Der 1. FC Köln half einem spielerisch limitierten Gegner in Spiel

Lautern überließ den Kölnern zu Beginn den Ball. Doch die machten nur selten was draus. Früh in der fünften Minute zum Beispiel: Maina holte eine Ecke raus, Paqarada trat diese – und Hübers kam unbedrängt zum Kopfball, bekam den Ball aber nicht gedrückt. Und wieder einmal half der FC dem kampfstarken Gegner.

Davie Selke verlor ganz schwach den Ball. Lautern schaltete sofort um. Ritter spielte eine starken Pass in die Tiefe auf Richmond Tachie. Der Stürmer zog nach innen, die Kölner griffen überhaupt nicht an. Tachie zog ab, seinen Rechtsschuss fälschte Timo Hübers unhaltbar für FC-Torhüter Schwäbe ab – 1:0 für Lautern (19.).

FC-Leihgabe Nikola Soldo jubelt mit FCK-Torschütze Richmond Tachie nach dessen Tor zum 1:0.

FC-Leihgabe Nikola Soldo jubelt mit FCK-Torschütze Richmond Tachie nach dessen Tor zum 1:0.

In der „Hölle“ wurde es jetzt noch lauter. Und wieder hätten sich die Kölner fast aus dem Nichts durch einen individuellen Fehler ein weiteres Tor gefangen. Dejan Ljubicic spielte in der eigenen Hälfte einen schlimmen Pass fast in den Fuß von Lauterns Sturmtank Boyd, dem danach aber das Timing bei seinem Heber fehlte.

Fortan dominierte auf beiden Seiten weiter der Kampf, das Spiel indes war zerfahren. Der FC fand einfach keine Lösungen gegen das Defensiv-Bollwerk der Gastgeber, die durch Boyd kurz vor der Pause sogar die Chance zum 2:0 besaßen.

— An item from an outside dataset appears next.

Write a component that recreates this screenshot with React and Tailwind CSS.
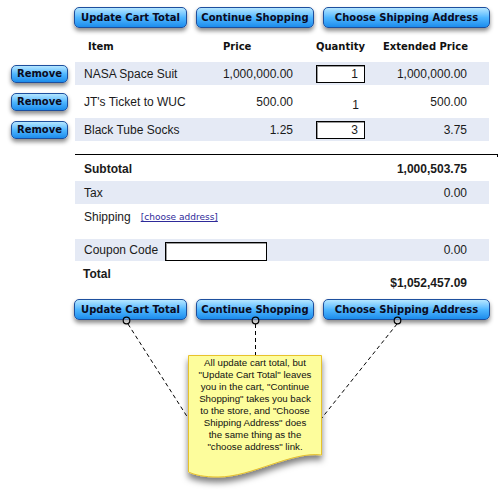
const btn =
  "h-[21px] rounded-[5px] border border-[#1d4f9e] bg-gradient-to-b from-[#b4e6ff] via-[#4fb7ff] to-[#1a8cec] shadow-[0_3px_4px_rgba(0,0,0,0.45)] font-['DejaVu_Sans',Verdana,sans-serif] font-bold text-[10px] text-[#0b0b1e] flex items-center justify-center whitespace-nowrap";

const removeBtn =
  "w-[57px] h-[18px] rounded-[5px] border border-[#1d4f9e] bg-gradient-to-b from-[#b4e6ff] via-[#4fb7ff] to-[#1a8cec] shadow-[0_3px_4px_rgba(0,0,0,0.45)] font-['DejaVu_Sans',Verdana,sans-serif] font-bold text-[10px] text-[#0b0b1e] flex items-center justify-center";

const cols = "grid grid-cols-[130px_88px_90px_106px] items-center w-[414px] whitespace-nowrap";

function ButtonRow() {
  return (
    <div className="flex gap-[9px] pl-[74px]">
      <div className={btn + " w-[113px]"}>Update Cart Total</div>
      <div className={btn + " w-[118px]"}>Continue Shopping</div>
      <div className={btn + " w-[167px]"}>Choose Shipping Address</div>
    </div>
  );
}

function QtyInput({ value }) {
  return (
    <div className="ml-[23px] w-[49px] h-[18px] border border-black shadow-[inset_1px_1px_0_#9a9a9a] bg-white text-right pr-[6px] leading-[17px]">
      {value}
    </div>
  );
}

const items = [
  { name: "NASA Space Suit", price: "1,000,000.00", qty: "1", input: true, ext: "1,000,000.00", shade: true },
  { name: "JT's Ticket to WUC", price: "500.00", qty: "1", input: false, ext: "500.00", shade: false },
  { name: "Black Tube Socks", price: "1.25", qty: "3", input: true, ext: "3.75", shade: true },
];

export default function App() {
  return (
    <div className="relative w-[499px] h-[498px] overflow-hidden bg-white font-['Liberation_Sans',Arial,sans-serif] text-[12px] leading-[14px] text-[#1a1a1a]">
      <div className="pt-[7px]">
        <ButtonRow />
      </div>

      {/* header */}
      <div className="mt-[8px] ml-[75px] h-[21px] font-['DejaVu_Sans',Verdana,sans-serif] font-bold text-[10px] text-[#111]">
        <div className={cols + " h-full"}>
          <div className="pl-[13px]">Item</div>
          <div className="pl-[18px]">Price</div>
          <div className="pl-[23px]">Quantity</div>
          <div className="text-right pr-[22px]">Extended Price</div>
        </div>
      </div>

      {/* items */}
      <div className="mt-[5px] flex flex-col gap-[5px]">
        {items.map((it) => (
          <div key={it.name} className="flex items-center h-[23px]">
            <div className="w-[75px] pl-[11px]">
              <div className={removeBtn}>Remove</div>
            </div>
            <div className={cols + " h-full " + (it.shade ? "bg-[#e5eaf5]" : "")}>
              <div className="pl-[9px]">{it.name}</div>
              <div className="text-right">{it.price}</div>
              <div>
                {it.input ? (
                  <QtyInput value={it.qty} />
                ) : (
                  <div className="ml-[23px] w-[49px] text-right pr-[6px] mt-[6px]">{it.qty}</div>
                )}
              </div>
              <div className="text-right pr-[22px]">{it.ext}</div>
            </div>
          </div>
        ))}
      </div>

      {/* totals */}
      <div className="mt-[13px] ml-[75px] w-[422px] border-t border-black">
        <div className="w-[414px]">
          <div className="h-[26px] pt-[1px] flex items-center justify-between pl-[9px] pr-[22px] font-bold">
            <span>Subtotal</span>
            <span>1,000,503.75</span>
          </div>
          <div className="h-[23px] flex items-center justify-between pl-[9px] pr-[22px] bg-[#e5eaf5]">
            <span>Tax</span>
            <span>0.00</span>
          </div>
          <div className="h-[26px] mb-[9px] flex items-center pl-[9px] pr-[22px]">
            <span>Shipping</span>
            <a href="#" className="ml-[10px] font-['DejaVu_Sans',Verdana,sans-serif] text-[9px] text-[#2e2a99] underline">
              [choose address]
            </a>
          </div>
          <div className="h-[22px] flex items-center pl-[9px] pr-[22px] bg-[#e5eaf5]">
            <span>Coupon Code</span>
            <div className="ml-[7px] w-[102px] h-[19px] self-end border border-black shadow-[inset_1px_1px_0_#9a9a9a] bg-white"></div>
            <span className="ml-auto">0.00</span>
          </div>
          <div className="h-[31px] flex justify-between pl-[8px] pr-[22px] font-bold">
            <span className="self-start pt-[6px]">Total</span>
            <span className="self-end pb-[2px]">$1,052,457.09</span>
          </div>
        </div>
      </div>

      <div className="mt-[7px]">
        <ButtonRow />
      </div>

      {/* annotation */}
      <svg className="absolute inset-0 pointer-events-none" width="499" height="498" viewBox="0 0 499 498">
        <defs>
          <filter id="noteShadow" x="-20%" y="-20%" width="140%" height="150%">
            <feDropShadow dx="0" dy="5" stdDeviation="3" floodColor="#000" floodOpacity="0.5" />
          </filter>
        </defs>
        <path d="M497.5 154 V157" stroke="#000" strokeWidth="1" />
        <g stroke="#000" strokeWidth="1" strokeDasharray="4 3" fill="none">
          <line x1="128" y1="324" x2="188" y2="418" />
          <line x1="255.5" y1="324" x2="255.5" y2="355" />
          <line x1="397" y1="324" x2="321" y2="419" />
        </g>
        <g stroke="#000" strokeWidth="1.2" fill="#fff" fillOpacity="0.3">
          <circle cx="126.5" cy="320.5" r="3.3" />
          <circle cx="255.5" cy="320.5" r="3.3" />
          <circle cx="397.5" cy="320.5" r="3.3" />
        </g>
        <path
          d="M188.5 355.5 H321.5 V455 C292 451 252 477 218 477 C204 477 195 475 188.5 472 Z"
          fill="#fdfd9c"
          stroke="#e8c22c"
          strokeWidth="1"
          filter="url(#noteShadow)"
        />
      </svg>
      <div className="absolute left-[188px] top-[357px] w-[134px] text-center text-[9.7px] leading-[12px] text-[#111] whitespace-nowrap">
        All update cart total, but<br />
        "Update Cart Total" leaves<br />
        you in the cart, "Continue<br />
        Shopping" takes you back<br />
        to the store, and "Choose<br />
        Shipping Address" does<br />
        the same thing as the<br />
        "choose address" link.
      </div>
    </div>
  );
}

Köln fand lange keine Lösungen gegen FCK-Bollwerk

Das fiel dann allerdings kurz nach dem Wiederanpfiff. Erneut war es Marlon Ritter, der das Spiel perfekt auf die linke Seite verlagerte, die allerdings komplett verwaist war. Redondo hatte ungemein viel Platz, aber keinen Benno Schmitz vor sich und traf flach ins rechte Eck zum 2:0 (47.). Der FC hatte beinahe die direkte Antwort parat, doch Linton Maina traf nur die Latte.

Das war Pech, das 0:3 dann wieder Unvermögen. Hübers konnte Tachie nicht halten und nur mit einem Foul in gefährlicher Zone stoppen und war mit Gelb gut bedient. Den fälligen Freistoß verwandelte der Mann des Abends, Marlon Ritter, mit rechts in die Torwartecke (65.).

Endlich zeigte der 1. FC Köln Moral

0:3 bei einem Zweitligisten: Welch ein Debakel. Und endlich, endlich zeigten die Kölner zumindest Moral. Und es entwickelte sich noch ein packender Pokal-Abend auf dem Betze. Der soeben erst für Maina eingewechselte Jan Thielmann, der nach seiner monatelangen Verletzungspause erstmals überhaupt im Profi-Kader stand, holte erst einen Freistoß selbst heraus. Und traf dann selbst, nachdem Kainz den Ball scharf an den Pfosten gebracht hatte.

Kam, traf, aber es reichte nicht zum Sieg: Jan Thielmann jubelt nach seinem Tor zum 1:3.

Kam, traf, aber es reichte nicht zum Sieg: Jan Thielmann jubelt nach seinem Tor zum 1:3.

Und es wurde wild: Der bereits verwarnte und gerade erst ausgewechselte Martel beschwerte sich auf der Bank lautstark und sah die Ampelkarte. Doch der FC kam in Unterzahl noch einmal zurück: Schmitz setzte sich gegen zwei Lauterer durch und flankte an den Fünfer. Der ebenfalls erst gerade eingewechselte Mark Uth stieg hoch und traf per Kopf ins linke Eck. Nur noch 2:3 – es wurde hoch spannend.

Die Kölner forderten in der Nachspielzeit einen Elfmeter, nachdem der Lauterns Torwart und Ex-Kölner Julian Krahl den eingewechselten Steffen Tigges beim Nachfassen umgerissen hatte, doch der Pfiff blieb aus. Und die Kölner sind somit raus.

Viel macht nicht Hoffnung, aber deutlich wurde, dass bei den Kölnern nach der Einwechslung von Mark Uth und Jan Thielmann auf einmal viel mehr Zug und Qualität im Spiel war. Das sah auch Baumgart so: „Dass die beiden zurück sind, das macht mir wirklich Hoffnung. Hoffen wir, dass sie auch gesund bleiben und ihre Leistung stabilisieren können. Beide gehen vorneweg, sie waren der Faktor in den letzten 25 Minuten.“ Doch der hatte nicht gereicht.